I'm not sure if I've told this story on here before, but forgive me if I have...it might help, it did with us...
Following one of our (many) failed IVF failures, our nurse told us that in the previous week a girl had been sitting in the same seat when she told her and her DH the wonderful news that the IVF had worked. Upon hearing this, her DH had got up and said "I'm sorry, I can't cope with this, I thought it wouldn't work...I'm off" and left her. The nurse asked which we would rather have, a strong relationship, or a child (I know... I said 'both' to that as well), but I felt lucky to have such a loving partner. I had focused for so long on the 'goal' of having that child, that I'd 'forgotten' about him!
Anyway, I'm rambling...I just wanted you to know that you are not alone in going through this and that there is light at the end of the tunnel.
Love
Elaine


----------



## VT (Aug 5, 2005)

Hi Bernie

I am so sorry that you are going through the mire again right now. I just wanted you to know that I am thinking of you and sending a great big   to you.

As for your anniversary, whether you decide to 'celebrate' it or ignore it, whatever you do, have a conversation about it and agree together what you will do. That way there will be no bad feeling if you mark it in someway and he doesn't or the other way around. I think that that is just setting yourselves up for a row and a thoroughly unpleasant time. And there really isn't any point in that, is there.


Take care of yourself

Vicki
x


----------



## Myownangel (Aug 24, 2005)

Thanks Elaine, maybe we'll make it to 15 (lol). I know it is a phase - and not serious. I'm just 'feeling' it I guess. Thanks for the advice Vicki - we have spoken about it and it's a bit undecided although the weekend has been deliberately left clear of inlaws and friends. So we can please ourselves. I can remember anniversaries where I whipped dh away to a cottage and where he surprised me witha trip to Venice. But I guess not all anniversaries have to be wild celebrations - it's enough that we are weathering the storm I guess. Means more in the end.
Bernie x
P.S. I remember the first time dh tried to surprise me with a trip. It was on my birthday and he presented me with tickets to Bruge - they were dated for the following Friday (!) He has got better with experience...


----------



## emcee (Apr 3, 2005)

Hi Bernie

Your tale of your DH booking tickets made me laugh!  

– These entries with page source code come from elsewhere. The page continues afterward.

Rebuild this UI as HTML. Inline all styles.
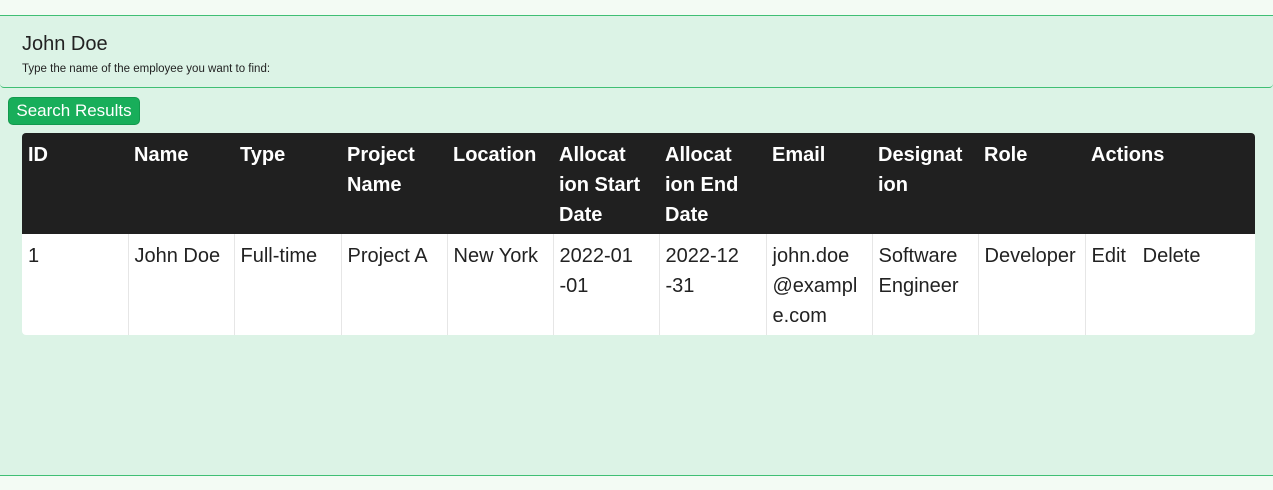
<!DOCTYPE html>
<html><head><style>
body{margin:0;background:#f3fbf4;font-family:"Liberation Sans",sans-serif;width:1273px;height:490px;overflow:hidden;position:relative}
.panel{position:absolute;left:0;top:15px;width:1273px;height:459px;background:#dcf3e6;border-top:1px solid #3fbf74;border-bottom:1px solid #3fbf74}
.hdr{position:absolute;left:0;top:0;width:1273px;height:71px;border-bottom:1px solid #3fbf74;border-radius:0 0 4px 4px}
.hdr h1{position:absolute;left:22px;top:17px;margin:0;font-weight:normal;font-size:20px;color:#222}
.hdr p{position:absolute;left:22px;top:47px;margin:0;font-size:11.5px;color:#222}
.btn{position:absolute;left:8px;top:81px;width:130px;height:26px;background:#18ae5a;border:1px solid #13994e;border-radius:5px;color:#fff;font-size:17px;line-height:26px;text-align:center}
table{position:absolute;left:22px;top:117px;border-collapse:collapse;table-layout:fixed;width:1233px;border-radius:4px;overflow:hidden}
th,td{vertical-align:top;text-align:left;padding:0 6px;font-size:20px;line-height:30px;white-space:nowrap;overflow:hidden}
th{background:#202020;color:#fff;font-weight:bold;height:101px;padding-top:7px;box-sizing:border-box}
td{background:#fff;color:#222;height:101px;border-left:1px solid #e6e6e6;padding-top:7px;box-sizing:border-box}
td:first-child{border-left:none}
</style></head><body>
<div class="panel">
<div class="hdr"><h1>John Doe</h1><p>Type the name of the employee you want to find:</p></div>
<div class="btn">Search Results</div>
<table>
<colgroup><col style="width:106px"><col style="width:106px"><col style="width:107px"><col style="width:106px"><col style="width:106px"><col style="width:106px"><col style="width:107px"><col style="width:106px"><col style="width:106px"><col style="width:107px"><col></colgroup>
<tr><th>ID</th><th>Name</th><th>Type</th><th>Project<br>Name</th><th>Location</th><th>Allocat<br>ion Start<br>Date</th><th>Allocat<br>ion End<br>Date</th><th>Email</th><th>Designat<br>ion</th><th>Role</th><th>Actions</th></tr>
<tr><td>1</td><td>John Doe</td><td>Full-time</td><td>Project A</td><td>New York</td><td>2022-01<br>-01</td><td>2022-12<br>-31</td><td>john.doe<br>@exampl<br>e.com</td><td>Software<br>Engineer</td><td>Developer</td><td>Edit&nbsp;&nbsp; Delete</td></tr>
</table>
</div>
</body></html>
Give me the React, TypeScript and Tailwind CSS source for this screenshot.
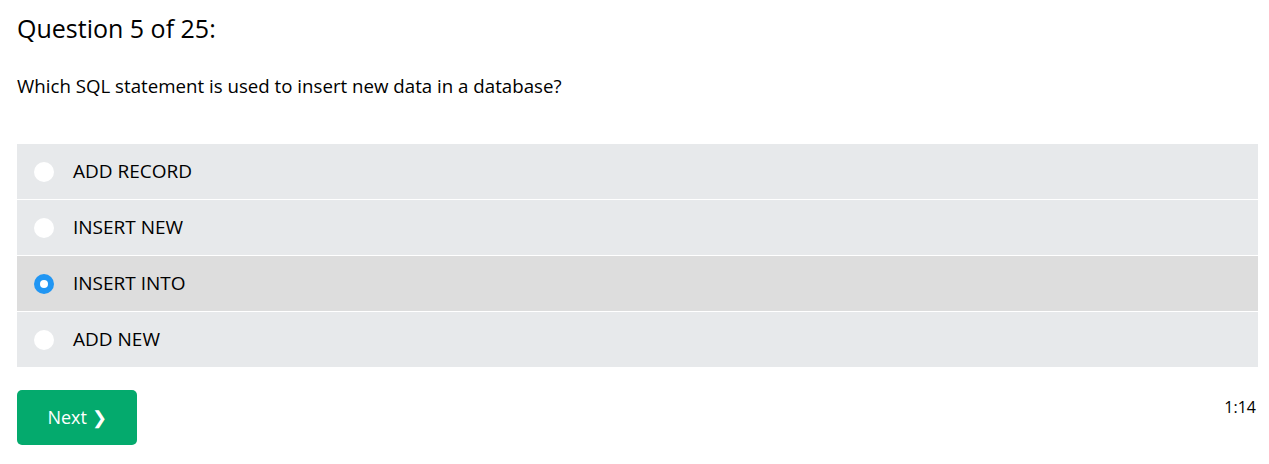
import { useState } from 'react';

const options = ['ADD RECORD', 'INSERT NEW', 'INSERT INTO', 'ADD NEW'];

export default function App() {
  const [picked, setPicked] = useState(2);

  return (
    <div className="min-h-screen bg-white pl-[17px] pr-[11px] pt-[11px] text-black" style={{ fontFamily: '"Open Sans", "Noto Sans", sans-serif' }}>
      <h2 className="text-[25px] leading-[34px]">Question 5 of 25:</h2>
      <p className="mt-[26px] text-[18.7px] leading-[30px]">Which SQL statement is used to insert new data in a database?</p>

      <div className="mt-[43px] flex flex-col gap-px">
        {options.map((label, i) => (
          <label
            key={label}
            onClick={() => setPicked(i)}
            className={`flex h-[55px] cursor-pointer items-center pl-[17px] text-[19px] ${
              picked === i ? 'bg-[#dddddd]' : 'bg-[#e7e9eb]'
            }`}
          >
            {picked === i ? (
              <span className="flex h-5 w-5 items-center justify-center rounded-full bg-[#2196f3]">
                <span className="h-2 w-2 rounded-full bg-white" />
              </span>
            ) : (
              <span className="h-5 w-5 rounded-full bg-white" />
            )}
            <span className="ml-[19px]">{label}</span>
          </label>
        ))}
      </div>

      <div className="mt-[23px] flex items-start justify-between">
        <button className="h-[55px] w-[120px] rounded-[5px] bg-[#04aa6d] text-[18px] text-white">
          Next ❯
        </button>
        <span className="mt-[5px] pr-[2px] text-[16px]">1:14</span>
      </div>
    </div>
  );
}
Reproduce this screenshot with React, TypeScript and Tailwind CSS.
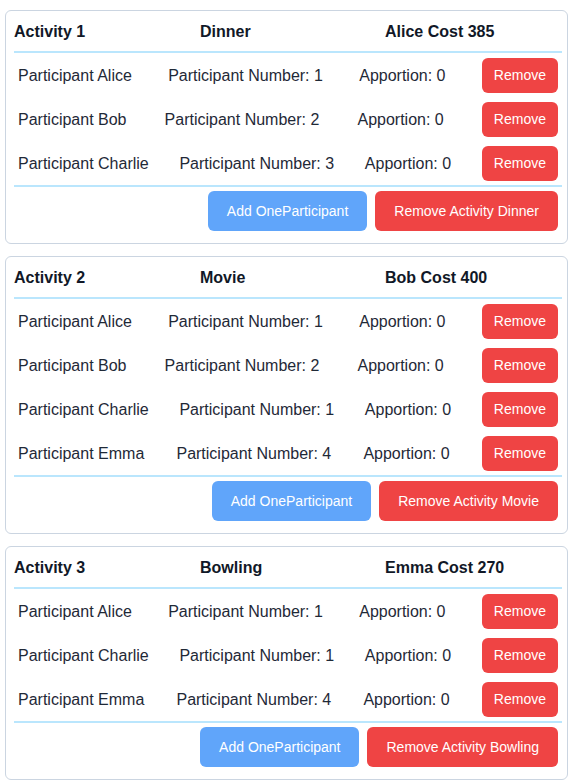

Our anniversary is also on the 27th and we will be married 13 years too - we got married at 3pm in the afternoon. What are the odds of us sharing the same anniversary date and years wed then hon?!  

I'm not superstitious so the number 13 don't mean zilch to me. I think myself and DH have had enough bad luck over the years so hopefully we've had our quota   I can dream, right?! 

As for being too late to book anywhere, I booked the weekend away on Tuesday - until then there was nothing planned at all! DH has never planned a holiday or a trip away - its always been left down to me. Thats the one infuriating thing about him   coz I wish he would pull his finger out and surprise me or spoil me sometimes!   then again, goodness knows where we'd end up - eek - this is the man who ran to the arrival door of the airport one year yelling that he was going in the right direction because we were arriving at the airport - LOL! I calmly walked to the departures door and said 'see ya later darling coz I'm departing from this airport'  

Thinking of you both hon, hope you do manage to have a lovely weekend together. Am sorry you feel like you are wading through treacle at the moment. 

Love
Emcee xxx


----------



## Myownangel (Aug 24, 2005)

Wow Emcee - what a coincidence!  But you pipped us to the post as we got married at 4pm! Dare I ask where you got married? (Tempting more coincidence...?) We were in Ecton near Northampton, which is where dh's parents were living at the time - his dad is a vicar and he married us! It was quite funny though as his dad got all flustered the whole way through. Also he insisted in having his mate the bishop there for moral support (I was a bit embarrassed having him there in his big hat and purple get up - honestly I'm not that religious! - but we agreed so that dh's dad would feel better. Yet on the day he still went to pieces lol - kind of sweet really). Dh's dad provided entertainment throughout the whole day - the funniest moment was when he (drunkenly) leant on the bar and the whole thing collapsed with a large crash. I heard someone say 'The vicar's taken the bar out!' It was like something out of a 70s sitcom (!) Later we saw him drive away from the party without his headlights on - but he did survive. 
Thinking about that has quite cheered me up. It was a very memorable day!
Hope you have a great anniversary!
Bernie xxx


----------



## Maggie Mae (Mar 2, 2006)

MOA and E,

Happy Anniversary!!!!

Love, 

MM xxx


----------



## emcee (Apr 3, 2005)

LOL - how fantastic of the vicar demolishing the bar whilst propping it up! 

We were married in Coventry at the church where I was christened - sadly the priest didn't prop up or demolish any bars that I am aware of - although he did give us a good laugh during the service! We didn't have a great deal of money and we saved and worked so hard between the two of us to get the cash together to get wed. DH's mother was a nightmare who picked to pieces every single thing we arranged - in the end she got told that it was *our* day and we were doing things *our* way whether she liked it or not! 

Thanks for the happy anniversary wishes MM!

And I hope you have a lovely one as well Bernie... sending you a very gentle spesh anniversary sharing cosmic twinny-thing hug!

Love
Emcee xxx


----------



## Myownangel (Aug 24, 2005)

Hope you had a great weekend Emcee. Ours turned out ok in the end. We spent lots of time together and I felt our closeness coming back. When I told dh how I'd been feeling he was shocked (yep - we thought as much didn't we - a Man from Mars reaction) and said it was just lots of things on his mind. We had a good long chat and I think it helped him sort stuff out (prioritise) and not to worry about 'us'. So we are ok - but I'm not quite ok really as I can't get on with moving on (see other post). It's hard work.
Bernie x


----------